*OBJECTIVE*:
Your task is to copy the listing exactly. Drop any pictures from the copy.

*GIVEN INFORMATION*:

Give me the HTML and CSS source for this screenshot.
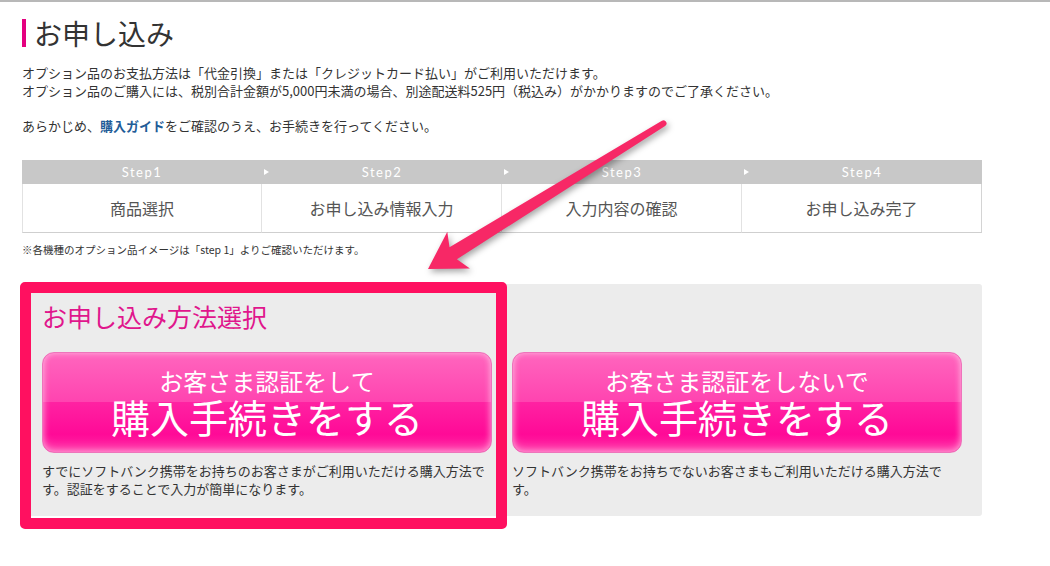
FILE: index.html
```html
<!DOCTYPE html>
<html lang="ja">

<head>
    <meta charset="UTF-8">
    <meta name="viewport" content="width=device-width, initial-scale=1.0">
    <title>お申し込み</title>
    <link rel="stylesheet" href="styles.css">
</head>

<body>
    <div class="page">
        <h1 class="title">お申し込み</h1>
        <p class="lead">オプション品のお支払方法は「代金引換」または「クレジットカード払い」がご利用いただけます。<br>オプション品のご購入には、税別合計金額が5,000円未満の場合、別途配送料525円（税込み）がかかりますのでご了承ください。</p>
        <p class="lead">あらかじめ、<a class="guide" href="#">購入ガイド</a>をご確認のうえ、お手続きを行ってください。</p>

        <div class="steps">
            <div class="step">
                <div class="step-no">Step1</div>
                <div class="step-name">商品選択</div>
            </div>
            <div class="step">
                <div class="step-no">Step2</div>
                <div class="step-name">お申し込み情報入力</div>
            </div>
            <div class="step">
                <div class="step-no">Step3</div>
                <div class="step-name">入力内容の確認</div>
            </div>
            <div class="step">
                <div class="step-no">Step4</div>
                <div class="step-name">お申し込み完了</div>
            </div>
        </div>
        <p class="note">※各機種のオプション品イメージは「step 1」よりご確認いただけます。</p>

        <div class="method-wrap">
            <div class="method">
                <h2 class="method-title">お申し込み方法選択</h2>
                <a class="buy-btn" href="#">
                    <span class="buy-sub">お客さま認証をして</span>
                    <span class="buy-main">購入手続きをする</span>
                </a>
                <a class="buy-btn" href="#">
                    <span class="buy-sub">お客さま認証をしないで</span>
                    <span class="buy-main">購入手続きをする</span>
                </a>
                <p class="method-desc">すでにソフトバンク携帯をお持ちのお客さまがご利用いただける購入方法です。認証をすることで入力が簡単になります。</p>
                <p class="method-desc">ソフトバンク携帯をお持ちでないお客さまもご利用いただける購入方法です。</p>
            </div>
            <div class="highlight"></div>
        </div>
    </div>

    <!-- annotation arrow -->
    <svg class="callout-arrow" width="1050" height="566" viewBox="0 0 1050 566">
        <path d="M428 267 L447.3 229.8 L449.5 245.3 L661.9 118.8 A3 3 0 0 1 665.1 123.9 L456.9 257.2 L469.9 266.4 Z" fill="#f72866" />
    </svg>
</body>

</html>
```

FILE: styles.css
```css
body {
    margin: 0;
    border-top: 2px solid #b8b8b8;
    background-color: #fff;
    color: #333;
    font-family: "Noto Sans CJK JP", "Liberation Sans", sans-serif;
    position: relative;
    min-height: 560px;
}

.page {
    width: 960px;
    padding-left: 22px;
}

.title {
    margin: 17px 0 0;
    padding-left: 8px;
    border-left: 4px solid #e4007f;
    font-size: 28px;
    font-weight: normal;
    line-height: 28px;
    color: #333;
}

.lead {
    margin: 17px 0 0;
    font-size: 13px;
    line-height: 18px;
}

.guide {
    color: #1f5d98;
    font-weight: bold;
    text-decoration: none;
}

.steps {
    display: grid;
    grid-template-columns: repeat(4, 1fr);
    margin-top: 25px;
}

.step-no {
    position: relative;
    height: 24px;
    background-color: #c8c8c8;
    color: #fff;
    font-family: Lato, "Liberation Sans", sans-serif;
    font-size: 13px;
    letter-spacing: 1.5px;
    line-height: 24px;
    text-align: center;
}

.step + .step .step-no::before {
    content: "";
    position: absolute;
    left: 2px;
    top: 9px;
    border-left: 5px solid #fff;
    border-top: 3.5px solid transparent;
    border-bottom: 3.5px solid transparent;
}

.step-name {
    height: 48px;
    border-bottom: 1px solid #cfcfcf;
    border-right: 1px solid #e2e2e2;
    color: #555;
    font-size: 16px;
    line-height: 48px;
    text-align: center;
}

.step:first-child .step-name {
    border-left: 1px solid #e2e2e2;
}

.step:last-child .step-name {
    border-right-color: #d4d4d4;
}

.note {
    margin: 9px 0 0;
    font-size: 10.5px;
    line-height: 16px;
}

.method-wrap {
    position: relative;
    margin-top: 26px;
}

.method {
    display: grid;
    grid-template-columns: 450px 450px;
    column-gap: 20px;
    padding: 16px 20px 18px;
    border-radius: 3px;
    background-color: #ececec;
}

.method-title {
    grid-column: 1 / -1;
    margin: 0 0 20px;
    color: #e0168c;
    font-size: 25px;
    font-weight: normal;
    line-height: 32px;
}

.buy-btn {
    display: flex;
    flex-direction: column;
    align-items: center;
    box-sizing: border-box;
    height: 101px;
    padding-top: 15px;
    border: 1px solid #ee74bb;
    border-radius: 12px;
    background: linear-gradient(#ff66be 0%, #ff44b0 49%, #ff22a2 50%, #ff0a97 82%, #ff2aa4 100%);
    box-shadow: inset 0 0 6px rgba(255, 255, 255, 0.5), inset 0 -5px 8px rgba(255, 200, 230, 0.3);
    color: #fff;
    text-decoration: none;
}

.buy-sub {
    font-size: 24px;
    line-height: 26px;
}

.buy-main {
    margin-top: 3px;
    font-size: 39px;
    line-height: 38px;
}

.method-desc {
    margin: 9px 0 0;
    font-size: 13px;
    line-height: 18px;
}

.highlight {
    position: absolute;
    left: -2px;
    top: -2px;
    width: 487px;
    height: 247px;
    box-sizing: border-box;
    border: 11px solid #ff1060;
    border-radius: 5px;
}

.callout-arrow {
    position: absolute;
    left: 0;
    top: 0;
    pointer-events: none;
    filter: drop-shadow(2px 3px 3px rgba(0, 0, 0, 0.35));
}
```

*WRITTEN ANSWER*:
Give me the HTML and CSS source for this screenshot.
FILE: index.html
```html
<!DOCTYPE html>
<html lang="ja">

<head>
    <meta charset="UTF-8">
    <meta name="viewport" content="width=device-width, initial-scale=1.0">
    <title>お申し込み</title>
    <link rel="stylesheet" href="styles.css">
</head>

<body>
    <div class="page">
        <h1 class="title">お申し込み</h1>
        <p class="lead">オプション品のお支払方法は「代金引換」または「クレジットカード払い」がご利用いただけます。<br>オプション品のご購入には、税別合計金額が5,000円未満の場合、別途配送料525円（税込み）がかかりますのでご了承ください。</p>
        <p class="lead">あらかじめ、<a class="guide" href="#">購入ガイド</a>をご確認のうえ、お手続きを行ってください。</p>

        <div class="steps">
            <div class="step">
                <div class="step-no">Step1</div>
                <div class="step-name">商品選択</div>
            </div>
            <div class="step">
                <div class="step-no">Step2</div>
                <div class="step-name">お申し込み情報入力</div>
            </div>
            <div class="step">
                <div class="step-no">Step3</div>
                <div class="step-name">入力内容の確認</div>
            </div>
            <div class="step">
                <div class="step-no">Step4</div>
                <div class="step-name">お申し込み完了</div>
            </div>
        </div>
        <p class="note">※各機種のオプション品イメージは「step 1」よりご確認いただけます。</p>

        <div class="method-wrap">
            <div class="method">
                <h2 class="method-title">お申し込み方法選択</h2>
                <a class="buy-btn" href="#">
                    <span class="buy-sub">お客さま認証をして</span>
                    <span class="buy-main">購入手続きをする</span>
                </a>
                <a class="buy-btn" href="#">
                    <span class="buy-sub">お客さま認証をしないで</span>
                    <span class="buy-main">購入手続きをする</span>
                </a>
                <p class="method-desc">すでにソフトバンク携帯をお持ちのお客さまがご利用いただける購入方法です。認証をすることで入力が簡単になります。</p>
                <p class="method-desc">ソフトバンク携帯をお持ちでないお客さまもご利用いただける購入方法です。</p>
            </div>
            <div class="highlight"></div>
        </div>
    </div>

    <!-- annotation arrow -->
    <svg class="callout-arrow" width="1050" height="566" viewBox="0 0 1050 566">
        <path d="M428 267 L447.3 229.8 L449.5 245.3 L661.9 118.8 A3 3 0 0 1 665.1 123.9 L456.9 257.2 L469.9 266.4 Z" fill="#f72866" />
    </svg>
</body>

</html>
```

FILE: styles.css
```css
body {
    margin: 0;
    border-top: 2px solid #b8b8b8;
    background-color: #fff;
    color: #333;
    font-family: "Noto Sans CJK JP", "Liberation Sans", sans-serif;
    position: relative;
    min-height: 560px;
}

.page {
    width: 960px;
    padding-left: 22px;
}

.title {
    margin: 17px 0 0;
    padding-left: 8px;
    border-left: 4px solid #e4007f;
    font-size: 28px;
    font-weight: normal;
    line-height: 28px;
    color: #333;
}

.lead {
    margin: 17px 0 0;
    font-size: 13px;
    line-height: 18px;
}

.guide {
    color: #1f5d98;
    font-weight: bold;
    text-decoration: none;
}

.steps {
    display: grid;
    grid-template-columns: repeat(4, 1fr);
    margin-top: 25px;
}

.step-no {
    position: relative;
    height: 24px;
    background-color: #c8c8c8;
    color: #fff;
    font-family: Lato, "Liberation Sans", sans-serif;
    font-size: 13px;
    letter-spacing: 1.5px;
    line-height: 24px;
    text-align: center;
}

.step + .step .step-no::before {
    content: "";
    position: absolute;
    left: 2px;
    top: 9px;
    border-left: 5px solid #fff;
    border-top: 3.5px solid transparent;
    border-bottom: 3.5px solid transparent;
}

.step-name {
    height: 48px;
    border-bottom: 1px solid #cfcfcf;
    border-right: 1px solid #e2e2e2;
    color: #555;
    font-size: 16px;
    line-height: 48px;
    text-align: center;
}

.step:first-child .step-name {
    border-left: 1px solid #e2e2e2;
}

.step:last-child .step-name {
    border-right-color: #d4d4d4;
}

.note {
    margin: 9px 0 0;
    font-size: 10.5px;
    line-height: 16px;
}

.method-wrap {
    position: relative;
    margin-top: 26px;
}

.method {
    display: grid;
    grid-template-columns: 450px 450px;
    column-gap: 20px;
    padding: 16px 20px 18px;
    border-radius: 3px;
    background-color: #ececec;
}

.method-title {
    grid-column: 1 / -1;
    margin: 0 0 20px;
    color: #e0168c;
    font-size: 25px;
    font-weight: normal;
    line-height: 32px;
}

.buy-btn {
    display: flex;
    flex-direction: column;
    align-items: center;
    box-sizing: border-box;
    height: 101px;
    padding-top: 15px;
    border: 1px solid #ee74bb;
    border-radius: 12px;
    background: linear-gradient(#ff66be 0%, #ff44b0 49%, #ff22a2 50%, #ff0a97 82%, #ff2aa4 100%);
    box-shadow: inset 0 0 6px rgba(255, 255, 255, 0.5), inset 0 -5px 8px rgba(255, 200, 230, 0.3);
    color: #fff;
    text-decoration: none;
}

.buy-sub {
    font-size: 24px;
    line-height: 26px;
}

.buy-main {
    margin-top: 3px;
    font-size: 39px;
    line-height: 38px;
}

.method-desc {
    margin: 9px 0 0;
    font-size: 13px;
    line-height: 18px;
}

.highlight {
    position: absolute;
    left: -2px;
    top: -2px;
    width: 487px;
    height: 247px;
    box-sizing: border-box;
    border: 11px solid #ff1060;
    border-radius: 5px;
}

.callout-arrow {
    position: absolute;
    left: 0;
    top: 0;
    pointer-events: none;
    filter: drop-shadow(2px 3px 3px rgba(0, 0, 0, 0.35));
}
```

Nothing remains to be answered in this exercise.